- _INFORMATION PROVIDED_:
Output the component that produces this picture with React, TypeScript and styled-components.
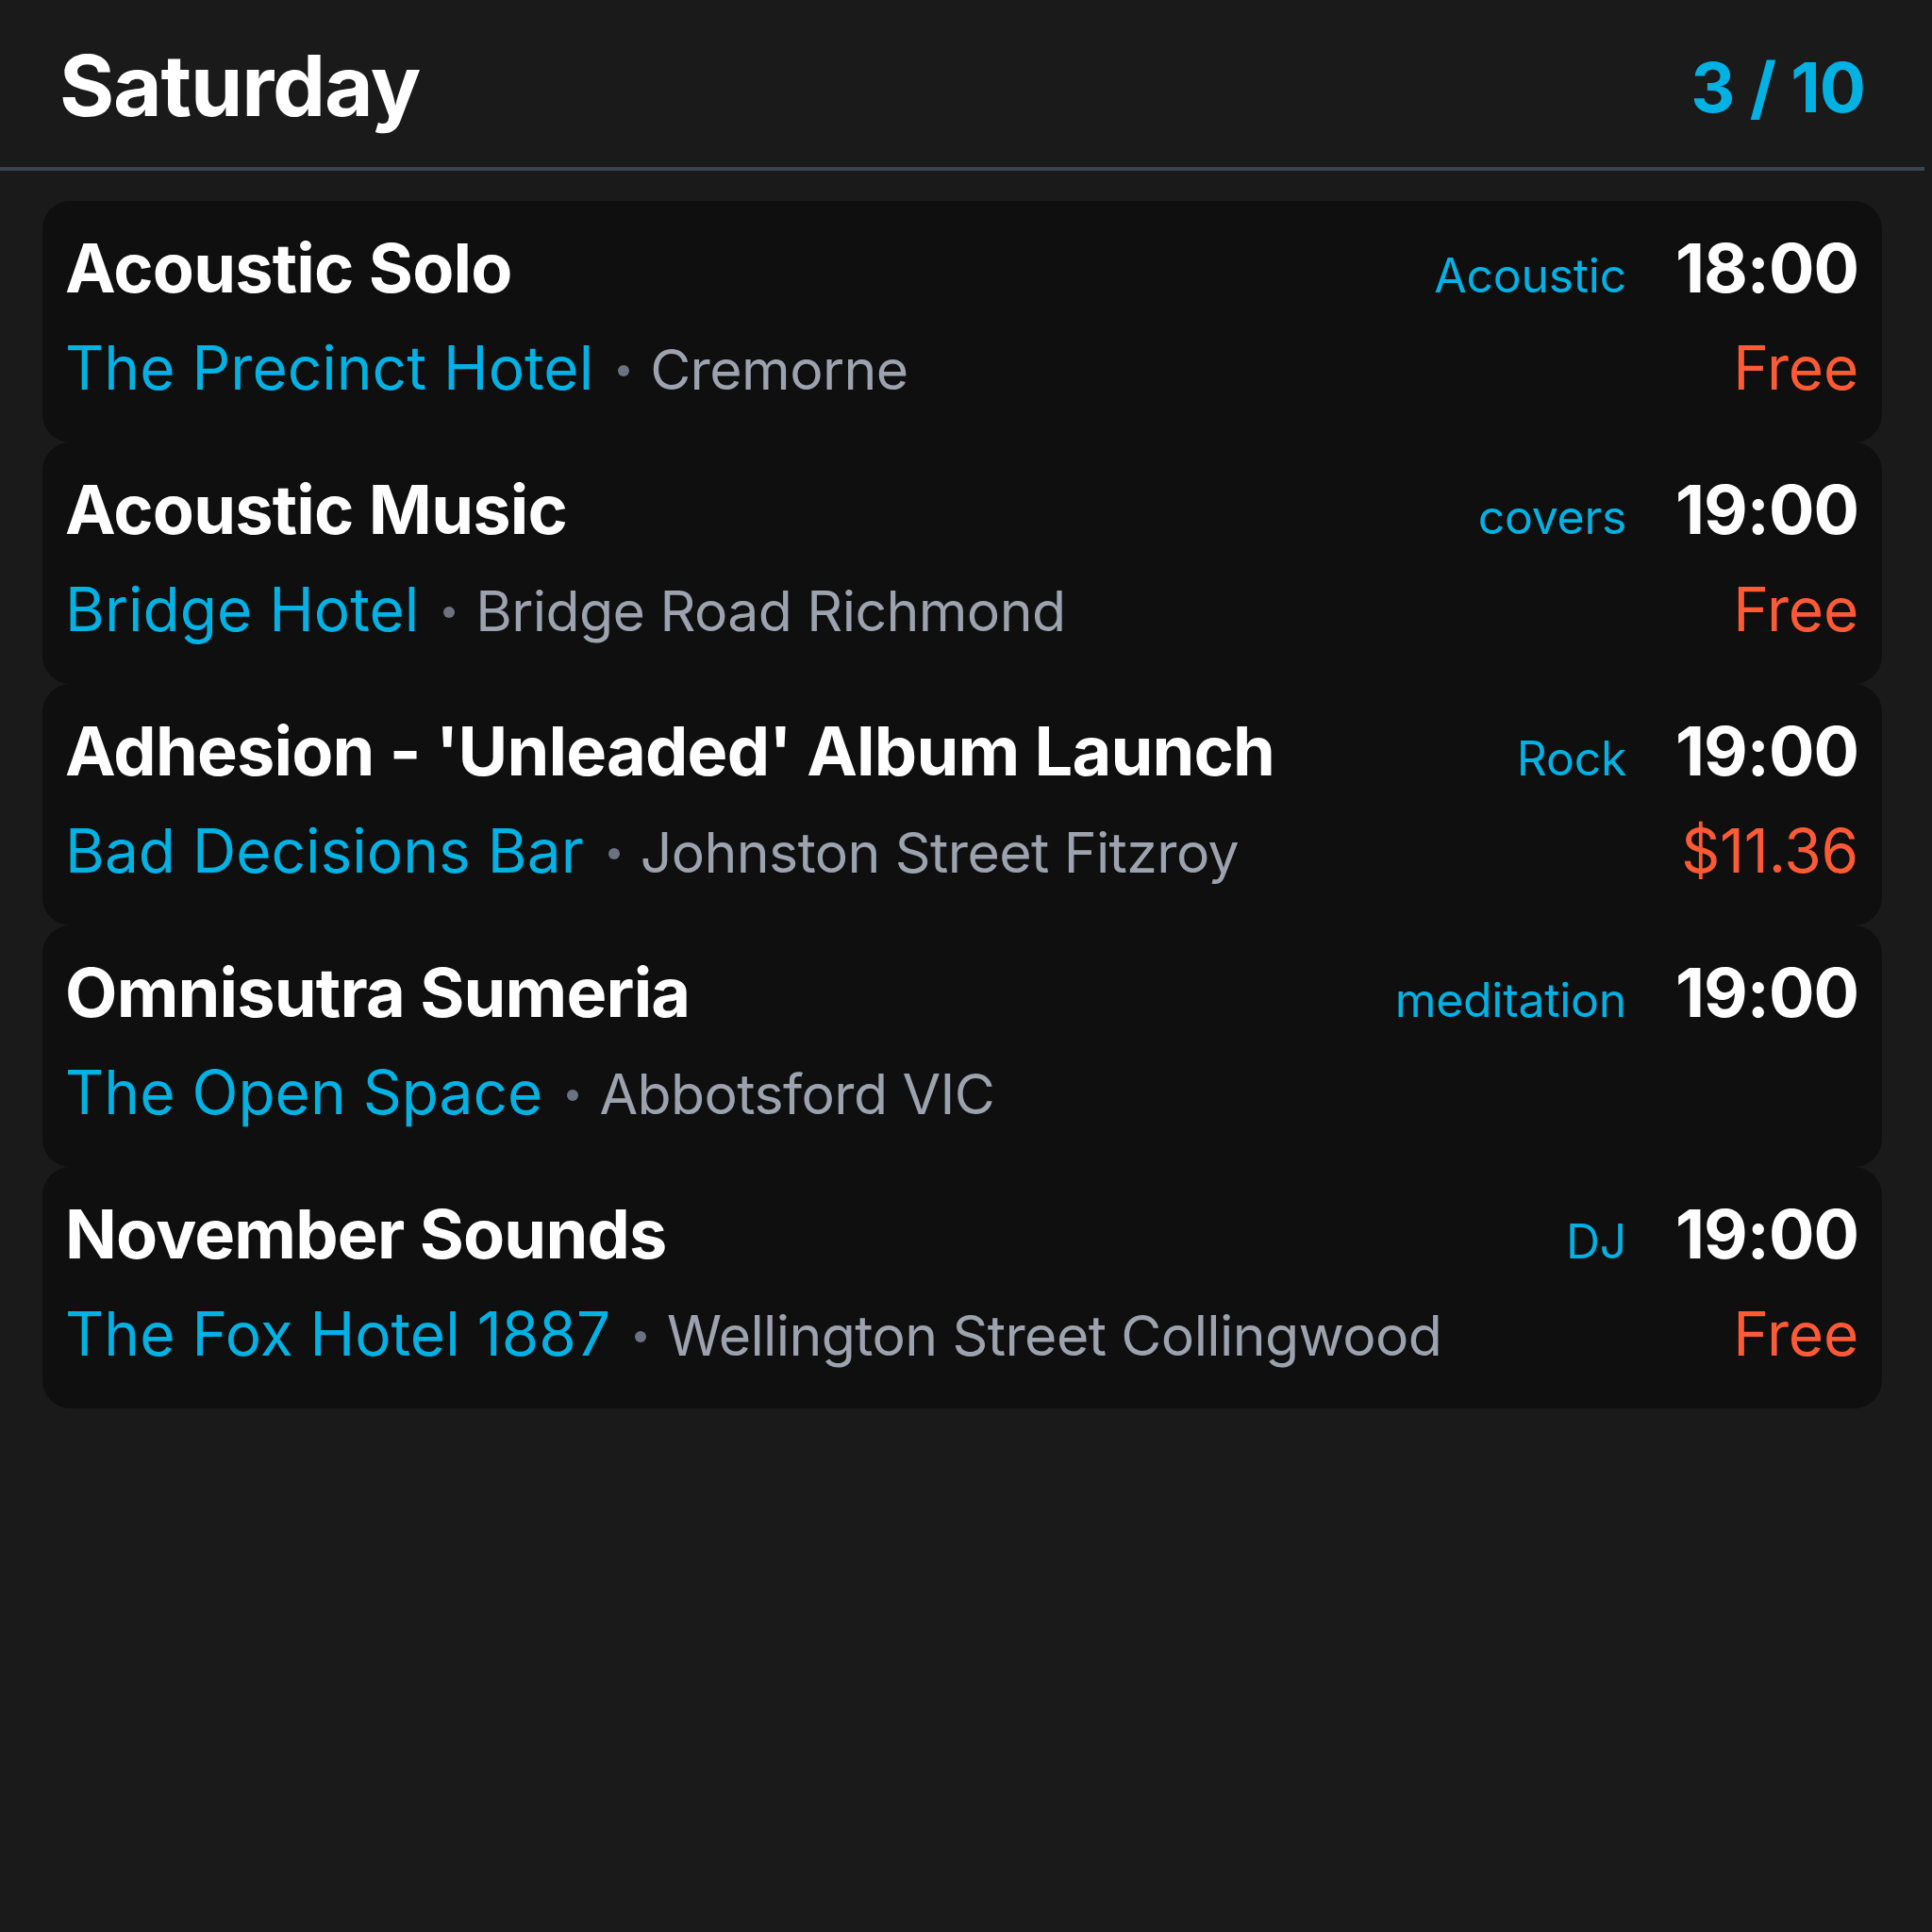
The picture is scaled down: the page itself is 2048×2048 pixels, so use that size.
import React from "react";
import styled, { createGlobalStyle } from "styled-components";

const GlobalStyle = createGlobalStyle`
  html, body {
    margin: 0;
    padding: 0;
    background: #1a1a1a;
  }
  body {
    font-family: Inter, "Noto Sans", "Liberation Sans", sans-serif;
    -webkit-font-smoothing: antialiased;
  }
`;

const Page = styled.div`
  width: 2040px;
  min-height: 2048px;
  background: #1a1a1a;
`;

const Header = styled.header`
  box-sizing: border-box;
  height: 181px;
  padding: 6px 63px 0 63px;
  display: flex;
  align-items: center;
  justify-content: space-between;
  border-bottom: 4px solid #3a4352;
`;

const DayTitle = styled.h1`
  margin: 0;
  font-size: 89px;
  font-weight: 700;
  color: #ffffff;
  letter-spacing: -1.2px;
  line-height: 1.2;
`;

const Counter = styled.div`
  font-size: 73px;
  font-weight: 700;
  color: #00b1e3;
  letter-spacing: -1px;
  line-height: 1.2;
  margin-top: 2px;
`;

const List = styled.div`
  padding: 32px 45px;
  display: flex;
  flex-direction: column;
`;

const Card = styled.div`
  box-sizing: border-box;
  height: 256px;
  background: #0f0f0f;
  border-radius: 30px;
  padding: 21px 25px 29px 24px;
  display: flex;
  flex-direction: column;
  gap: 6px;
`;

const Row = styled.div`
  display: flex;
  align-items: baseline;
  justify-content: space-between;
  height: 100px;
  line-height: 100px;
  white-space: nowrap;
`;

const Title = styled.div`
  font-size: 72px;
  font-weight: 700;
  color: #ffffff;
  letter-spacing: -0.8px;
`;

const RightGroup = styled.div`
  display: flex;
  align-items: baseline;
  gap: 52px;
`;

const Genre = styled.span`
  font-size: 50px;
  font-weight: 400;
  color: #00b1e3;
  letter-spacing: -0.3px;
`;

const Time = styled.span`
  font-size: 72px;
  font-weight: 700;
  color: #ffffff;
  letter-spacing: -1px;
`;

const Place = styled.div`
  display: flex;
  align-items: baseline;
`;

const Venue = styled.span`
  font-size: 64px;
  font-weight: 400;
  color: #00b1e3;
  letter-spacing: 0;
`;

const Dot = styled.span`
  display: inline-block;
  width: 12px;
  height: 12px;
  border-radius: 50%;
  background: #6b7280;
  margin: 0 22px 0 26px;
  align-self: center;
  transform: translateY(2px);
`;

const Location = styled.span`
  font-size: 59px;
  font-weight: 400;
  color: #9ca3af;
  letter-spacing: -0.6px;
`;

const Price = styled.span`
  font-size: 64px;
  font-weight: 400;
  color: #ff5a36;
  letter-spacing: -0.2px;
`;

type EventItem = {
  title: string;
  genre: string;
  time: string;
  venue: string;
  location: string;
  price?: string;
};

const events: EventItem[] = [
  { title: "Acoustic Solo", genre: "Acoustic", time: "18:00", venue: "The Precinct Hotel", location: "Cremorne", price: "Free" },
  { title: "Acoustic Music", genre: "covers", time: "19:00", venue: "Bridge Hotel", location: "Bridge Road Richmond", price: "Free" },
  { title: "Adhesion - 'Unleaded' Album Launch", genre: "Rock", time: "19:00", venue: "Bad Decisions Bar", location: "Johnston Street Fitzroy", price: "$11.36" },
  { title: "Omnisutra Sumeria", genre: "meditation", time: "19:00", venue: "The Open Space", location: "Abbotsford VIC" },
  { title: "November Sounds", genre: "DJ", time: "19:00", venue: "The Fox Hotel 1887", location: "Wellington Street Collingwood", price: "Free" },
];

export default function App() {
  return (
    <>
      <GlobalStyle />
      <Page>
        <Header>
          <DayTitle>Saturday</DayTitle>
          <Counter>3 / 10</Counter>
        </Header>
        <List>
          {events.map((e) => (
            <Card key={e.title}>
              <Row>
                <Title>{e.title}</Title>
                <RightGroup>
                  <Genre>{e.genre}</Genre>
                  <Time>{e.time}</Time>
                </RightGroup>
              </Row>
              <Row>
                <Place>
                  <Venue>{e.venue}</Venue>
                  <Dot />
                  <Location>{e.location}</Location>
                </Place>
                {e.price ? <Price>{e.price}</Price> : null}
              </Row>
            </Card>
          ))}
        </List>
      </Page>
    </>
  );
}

- _TASK GOAL_: Repeat verbatim all the material, but not the pictures.

- _ANSWER FOR THE TASK_:
Output the component that produces this picture with React, TypeScript and styled-components.
The picture is scaled down: the page itself is 2048×2048 pixels, so use that size.
import React from "react";
import styled, { createGlobalStyle } from "styled-components";

const GlobalStyle = createGlobalStyle`
  html, body {
    margin: 0;
    padding: 0;
    background: #1a1a1a;
  }
  body {
    font-family: Inter, "Noto Sans", "Liberation Sans", sans-serif;
    -webkit-font-smoothing: antialiased;
  }
`;

const Page = styled.div`
  width: 2040px;
  min-height: 2048px;
  background: #1a1a1a;
`;

const Header = styled.header`
  box-sizing: border-box;
  height: 181px;
  padding: 6px 63px 0 63px;
  display: flex;
  align-items: center;
  justify-content: space-between;
  border-bottom: 4px solid #3a4352;
`;

const DayTitle = styled.h1`
  margin: 0;
  font-size: 89px;
  font-weight: 700;
  color: #ffffff;
  letter-spacing: -1.2px;
  line-height: 1.2;
`;

const Counter = styled.div`
  font-size: 73px;
  font-weight: 700;
  color: #00b1e3;
  letter-spacing: -1px;
  line-height: 1.2;
  margin-top: 2px;
`;

const List = styled.div`
  padding: 32px 45px;
  display: flex;
  flex-direction: column;
`;

const Card = styled.div`
  box-sizing: border-box;
  height: 256px;
  background: #0f0f0f;
  border-radius: 30px;
  padding: 21px 25px 29px 24px;
  display: flex;
  flex-direction: column;
  gap: 6px;
`;

const Row = styled.div`
  display: flex;
  align-items: baseline;
  justify-content: space-between;
  height: 100px;
  line-height: 100px;
  white-space: nowrap;
`;

const Title = styled.div`
  font-size: 72px;
  font-weight: 700;
  color: #ffffff;
  letter-spacing: -0.8px;
`;

const RightGroup = styled.div`
  display: flex;
  align-items: baseline;
  gap: 52px;
`;

const Genre = styled.span`
  font-size: 50px;
  font-weight: 400;
  color: #00b1e3;
  letter-spacing: -0.3px;
`;

const Time = styled.span`
  font-size: 72px;
  font-weight: 700;
  color: #ffffff;
  letter-spacing: -1px;
`;

const Place = styled.div`
  display: flex;
  align-items: baseline;
`;

const Venue = styled.span`
  font-size: 64px;
  font-weight: 400;
  color: #00b1e3;
  letter-spacing: 0;
`;

const Dot = styled.span`
  display: inline-block;
  width: 12px;
  height: 12px;
  border-radius: 50%;
  background: #6b7280;
  margin: 0 22px 0 26px;
  align-self: center;
  transform: translateY(2px);
`;

const Location = styled.span`
  font-size: 59px;
  font-weight: 400;
  color: #9ca3af;
  letter-spacing: -0.6px;
`;

const Price = styled.span`
  font-size: 64px;
  font-weight: 400;
  color: #ff5a36;
  letter-spacing: -0.2px;
`;

type EventItem = {
  title: string;
  genre: string;
  time: string;
  venue: string;
  location: string;
  price?: string;
};

const events: EventItem[] = [
  { title: "Acoustic Solo", genre: "Acoustic", time: "18:00", venue: "The Precinct Hotel", location: "Cremorne", price: "Free" },
  { title: "Acoustic Music", genre: "covers", time: "19:00", venue: "Bridge Hotel", location: "Bridge Road Richmond", price: "Free" },
  { title: "Adhesion - 'Unleaded' Album Launch", genre: "Rock", time: "19:00", venue: "Bad Decisions Bar", location: "Johnston Street Fitzroy", price: "$11.36" },
  { title: "Omnisutra Sumeria", genre: "meditation", time: "19:00", venue: "The Open Space", location: "Abbotsford VIC" },
  { title: "November Sounds", genre: "DJ", time: "19:00", venue: "The Fox Hotel 1887", location: "Wellington Street Collingwood", price: "Free" },
];

export default function App() {
  return (
    <>
      <GlobalStyle />
      <Page>
        <Header>
          <DayTitle>Saturday</DayTitle>
          <Counter>3 / 10</Counter>
        </Header>
        <List>
          {events.map((e) => (
            <Card key={e.title}>
              <Row>
                <Title>{e.title}</Title>
                <RightGroup>
                  <Genre>{e.genre}</Genre>
                  <Time>{e.time}</Time>
                </RightGroup>
              </Row>
              <Row>
                <Place>
                  <Venue>{e.venue}</Venue>
                  <Dot />
                  <Location>{e.location}</Location>
                </Place>
                {e.price ? <Price>{e.price}</Price> : null}
              </Row>
            </Card>
          ))}
        </List>
      </Page>
    </>
  );
}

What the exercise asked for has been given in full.